Responsibilities
===============
- Design, develop, and maintain data architectures, pipelines, and workflows for the collection, processing, storage, and retrieval of large volumes of structured and unstructured data from multiple sources.
- Collaborate with cross-functional teams to identify and prioritize data engineering requirements and to develop and deploy data-driven solutions to address business challenges.
- Build and maintain scalable data storage and retrieval systems (e.g., data lakes, data warehouses, databases), fault-tolerant, and high-performance data platforms on cloud infrastructure such as AWS, Azure, or Google Cloud Platform.
- Develop and maintain ETL workflows, data pipelines, and data transformation processes to prepare data for machine learning and AI applications.
- Implement and optimize distributed computing frameworks such as Hadoop, Spark, or Flink to support high-performance and scalable processing of large data sets.
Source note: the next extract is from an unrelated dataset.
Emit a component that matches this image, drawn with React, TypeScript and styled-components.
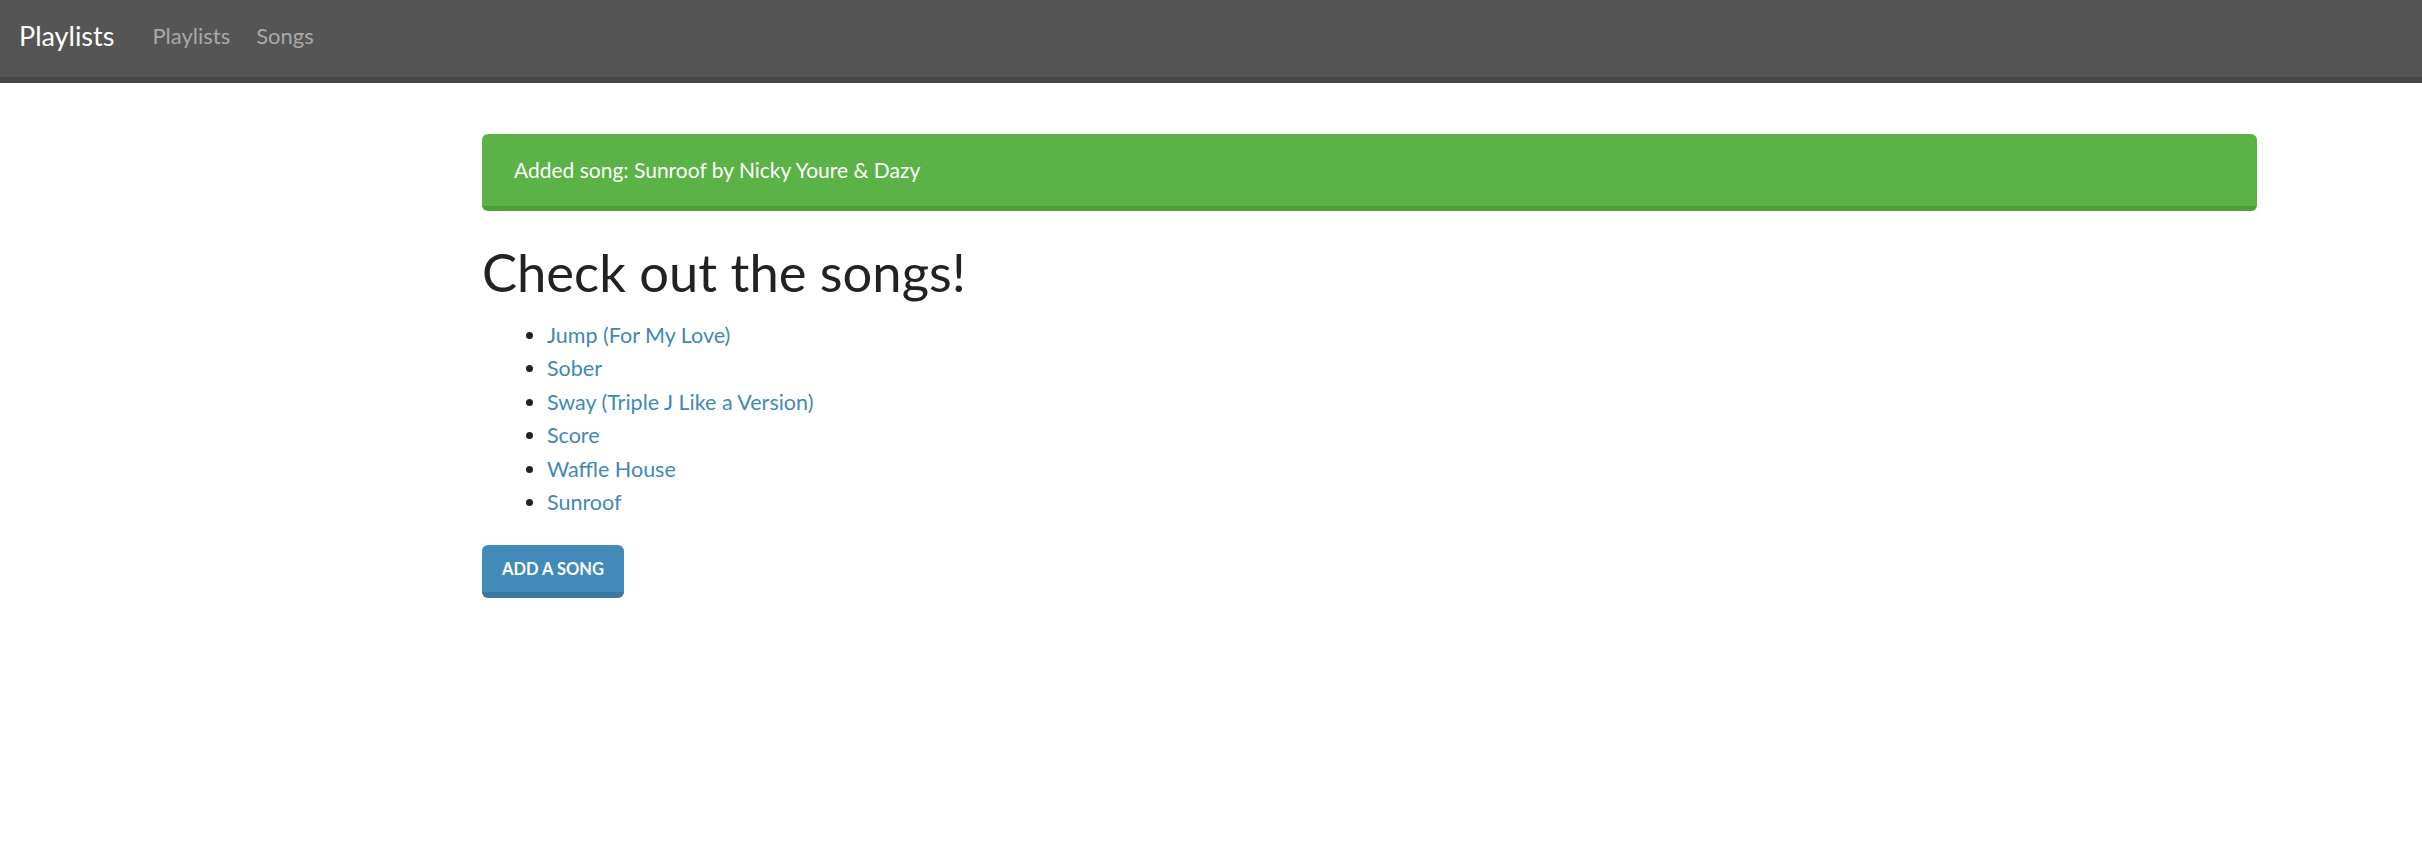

- Build and maintain monitoring, alerting, and logging systems to ensure the availability, reliability, and performance of data pipelines and data platforms.
Requirements:
===============
- Bachelor’s or master’s degree in computer science, engineering, or related field.
- At least 5-6 years of experience in data engineering, with a strong background in machine learning, cloud computing and big data technologies.
- Experience with at least one major cloud platform (AWS, Azure, GCP).
- Proficiency in programming languages like Python, Java, and SQL.
- Experience with distributed computing technologies such as Hadoop, Spark, and Kafka.
- Familiarity with database technologies such as SQL, NoSQL, NewSQL.
- Experience with data warehousing and ETL tools such as Redshift, Snowflake, or Airflow.
- Strong problem-solving and analytical skills.
Preferred qualification:
===============
- Experience with DevOps practices and tools such as Docker, Kubernetes, or Ansible, Terraform.
- Experience with data visualization tools such as Tableau, Superset, Power BI, or Plotly, D3.js.
- Experience with stream processing frameworks such as Kafka, Pulsar or Kinesis.
- Experience with data governance, data security, and compliance.
- Experience with software engineering best practices and methodologies such as Agile or Scrum.